The literary technique deployed by Myers of juxtaposing an objective, camera-like point of view with subjective diary entries seems uniquely effective to carry the intense emotion of the narrative. The novel, moreover, follows in the tradition of Stanley “Tookie” Williams, the convicted gang leader who wrote children’s books from prison and sought to prevent inner-city youths from joining gangs. Like Williams’s writing, Monster seeks to illustrate the complexity of life in the United States’ poorest urban communities and the detrimental effects of the dearth of positive role models in those communities.

Bibliography

Bishop, Rudine Sims. Presenting Walter Dean Myers. Boston: Twayne, 1991. Brief monograph meant to introduce readers to Myers and his work, providing serious analysis of the novels and of young adult literature generally.

Doughty, Terri. “Locating Harry Potter in the ’Boys’ Market.” In The Ivory Tower and Harry Potter: Perspectives on a Literary Phenomenon, edited by Lana A. Whited. Columbia: University of Missouri Press, 2002. Compares the gritty—albeit experimental—realism of Monster to the fantasy setting of the Harry Potter novels of J. K. Rowling.

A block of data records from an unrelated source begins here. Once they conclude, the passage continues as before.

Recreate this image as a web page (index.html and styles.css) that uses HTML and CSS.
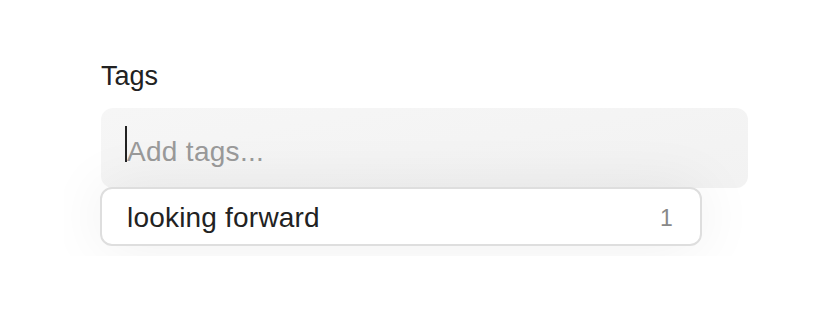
FILE: index.html
```html
<!DOCTYPE html>
<html lang="en">
<head>
    <meta charset="UTF-8">
    <meta name="viewport" content="width=device-width, initial-scale=1.0">
    <title>Tags</title>

    <link rel="stylesheet" href="styles.css">
</head>
<body>

    <div class="panel">
        <label class="field-label">Tags</label>

        <!-- Tag input with suggestion list -->
        <div class="tag-field">
            <div class="tag-input">
                <span class="caret"></span><span class="placeholder">Add tags...</span>
            </div>
            <div class="suggestions">
                <div class="suggestion">
                    <span class="suggestion-name">looking forward</span>
                    <span class="suggestion-count">1</span>
                </div>
            </div>
        </div>
    </div>

</body>
</html>
```

FILE: styles.css
```css
body {
    margin: 0;
    background-color: #ffffff;
    font-family: "Liberation Sans", Arial, sans-serif;
    color: #222222;
}
.panel {
    margin: 62px 28px 0 64px;
    padding: 0 37px;
    height: 194px;
    overflow: hidden;
}
.field-label {
    display: block;
    margin-top: -2px;
    margin-bottom: 16px;
    font-size: 27px;
    line-height: 32px;
}
.tag-field {
    display: flex;
    flex-direction: column;
}
.tag-input {
    display: flex;
    align-items: center;
    height: 80px;
    padding: 0 24px;
    border-radius: 12px;
    background: linear-gradient(170deg, #f6f6f6, #f2f2f2);
    font-size: 28px;
    letter-spacing: 0.3px;
}
.caret {
    align-self: flex-start;
    width: 2px;
    height: 36px;
    margin-top: 18px;
    background-color: #222222;
}
.placeholder {
    color: #9a9a9a;
    line-height: 36px;
    margin-top: 7px;
}
.suggestions {
    width: 602px;
    margin-top: -1px;
    margin-left: -1px;
    border-radius: 12px;
    box-shadow: 0 0 60px rgba(0, 0, 0, 0.07);
}
.suggestion {
    display: flex;
    justify-content: space-between;
    align-items: center;
    height: 52px;
    padding: 3px 27px 0 25px;
    border: 2px solid #dedede;
    border-radius: 12px;
    background-color: #ffffff;
    font-size: 28px;
    letter-spacing: 0.2px;
}
.suggestion-count {
    color: #888888;
    font-size: 23px;
}
```
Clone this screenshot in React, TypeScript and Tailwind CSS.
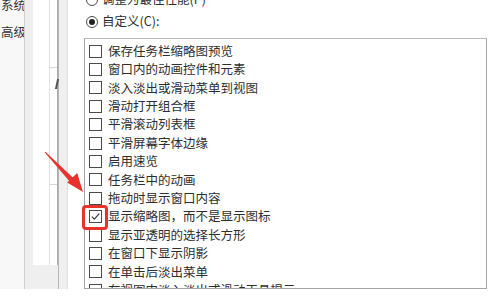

Snodgrass, Mary Ellen. Walter Dean Myers: A Literary Companion. Jefferson, N.C.: McFarland, 2006. Extensive study of the author’s life and work, emphasizing the literary analysis of those characteristics of his fiction that are of particular interest to young adult readers.

Walter Dean Myers.” In Writers for Young Adults, edited by Ted Hipple. Vol. 2. New York: Scribner, 1997. Overview of Myers’s career and his place in the young adult canon.